*GIVEN EXERCISE*. Locate each line holding the string "React" and copy it.

*DATA SEGMENT*.

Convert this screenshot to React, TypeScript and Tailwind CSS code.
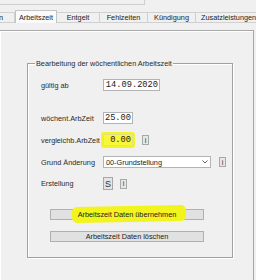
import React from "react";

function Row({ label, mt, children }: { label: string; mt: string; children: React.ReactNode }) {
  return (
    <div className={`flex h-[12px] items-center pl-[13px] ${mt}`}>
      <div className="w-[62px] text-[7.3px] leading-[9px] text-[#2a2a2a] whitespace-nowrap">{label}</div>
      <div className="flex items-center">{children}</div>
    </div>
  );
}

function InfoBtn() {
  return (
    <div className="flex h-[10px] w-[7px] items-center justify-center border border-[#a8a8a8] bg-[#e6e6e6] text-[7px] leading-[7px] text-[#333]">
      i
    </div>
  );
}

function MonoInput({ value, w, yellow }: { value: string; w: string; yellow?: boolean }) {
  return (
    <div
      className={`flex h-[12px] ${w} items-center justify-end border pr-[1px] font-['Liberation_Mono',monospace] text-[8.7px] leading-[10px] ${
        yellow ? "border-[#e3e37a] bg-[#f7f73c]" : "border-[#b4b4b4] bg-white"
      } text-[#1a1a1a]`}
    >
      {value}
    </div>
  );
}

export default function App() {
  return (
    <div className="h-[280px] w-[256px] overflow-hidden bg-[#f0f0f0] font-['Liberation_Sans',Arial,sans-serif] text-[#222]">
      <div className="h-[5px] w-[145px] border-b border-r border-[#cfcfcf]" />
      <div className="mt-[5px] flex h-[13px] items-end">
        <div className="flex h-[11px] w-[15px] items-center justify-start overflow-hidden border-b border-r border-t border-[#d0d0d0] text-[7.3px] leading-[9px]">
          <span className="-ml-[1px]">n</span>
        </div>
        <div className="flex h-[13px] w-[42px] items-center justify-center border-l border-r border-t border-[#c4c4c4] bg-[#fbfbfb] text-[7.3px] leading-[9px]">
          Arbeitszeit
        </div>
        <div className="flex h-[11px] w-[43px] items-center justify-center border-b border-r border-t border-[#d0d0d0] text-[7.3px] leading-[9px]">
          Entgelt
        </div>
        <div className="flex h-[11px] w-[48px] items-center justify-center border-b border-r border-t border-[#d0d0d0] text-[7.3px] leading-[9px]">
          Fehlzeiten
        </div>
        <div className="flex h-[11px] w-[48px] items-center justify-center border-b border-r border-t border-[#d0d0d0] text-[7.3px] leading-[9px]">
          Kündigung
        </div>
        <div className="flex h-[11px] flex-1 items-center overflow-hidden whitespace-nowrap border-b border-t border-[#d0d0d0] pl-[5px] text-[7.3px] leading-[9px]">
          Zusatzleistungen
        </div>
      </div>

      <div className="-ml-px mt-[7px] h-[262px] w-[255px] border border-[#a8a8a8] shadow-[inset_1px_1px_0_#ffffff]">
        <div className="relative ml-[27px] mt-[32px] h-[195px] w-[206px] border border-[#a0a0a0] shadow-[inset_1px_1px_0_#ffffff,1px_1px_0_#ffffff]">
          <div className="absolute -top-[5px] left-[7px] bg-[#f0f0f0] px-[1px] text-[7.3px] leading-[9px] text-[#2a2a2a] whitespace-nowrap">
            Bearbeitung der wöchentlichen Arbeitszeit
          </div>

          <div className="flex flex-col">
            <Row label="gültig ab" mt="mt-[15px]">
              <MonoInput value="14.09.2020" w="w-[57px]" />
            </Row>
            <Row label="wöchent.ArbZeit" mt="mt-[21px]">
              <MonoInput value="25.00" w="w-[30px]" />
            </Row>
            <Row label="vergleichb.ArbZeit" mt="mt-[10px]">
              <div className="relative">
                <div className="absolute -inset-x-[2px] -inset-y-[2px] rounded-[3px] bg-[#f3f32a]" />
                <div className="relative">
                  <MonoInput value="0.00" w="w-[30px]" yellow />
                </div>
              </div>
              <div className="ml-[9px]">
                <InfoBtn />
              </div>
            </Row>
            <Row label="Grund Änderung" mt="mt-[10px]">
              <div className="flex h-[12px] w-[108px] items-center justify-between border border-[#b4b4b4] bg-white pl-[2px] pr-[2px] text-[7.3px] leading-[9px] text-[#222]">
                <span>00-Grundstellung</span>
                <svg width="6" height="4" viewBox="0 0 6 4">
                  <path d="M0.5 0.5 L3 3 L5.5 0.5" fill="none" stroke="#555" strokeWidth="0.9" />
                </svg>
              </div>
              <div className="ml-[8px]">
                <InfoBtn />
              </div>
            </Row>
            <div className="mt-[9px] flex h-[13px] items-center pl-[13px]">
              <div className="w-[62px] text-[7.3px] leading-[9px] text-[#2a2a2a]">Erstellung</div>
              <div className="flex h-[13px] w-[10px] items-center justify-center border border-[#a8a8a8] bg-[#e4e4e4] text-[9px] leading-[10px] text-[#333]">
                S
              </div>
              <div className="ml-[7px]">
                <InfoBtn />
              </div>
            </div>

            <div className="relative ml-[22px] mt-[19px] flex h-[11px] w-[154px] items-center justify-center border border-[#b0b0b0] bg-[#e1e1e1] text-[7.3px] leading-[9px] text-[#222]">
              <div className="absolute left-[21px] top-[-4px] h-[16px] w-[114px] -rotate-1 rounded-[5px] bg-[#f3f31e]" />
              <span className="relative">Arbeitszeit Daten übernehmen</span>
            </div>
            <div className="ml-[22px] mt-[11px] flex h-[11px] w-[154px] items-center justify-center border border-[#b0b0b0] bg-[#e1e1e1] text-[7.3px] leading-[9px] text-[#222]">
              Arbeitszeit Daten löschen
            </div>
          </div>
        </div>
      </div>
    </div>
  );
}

*TASK SOLUTION*.
Convert this screenshot to React, TypeScript and Tailwind CSS code.
import React from "react";
function Row({ label, mt, children }: { label: string; mt: string; children: React.ReactNode }) {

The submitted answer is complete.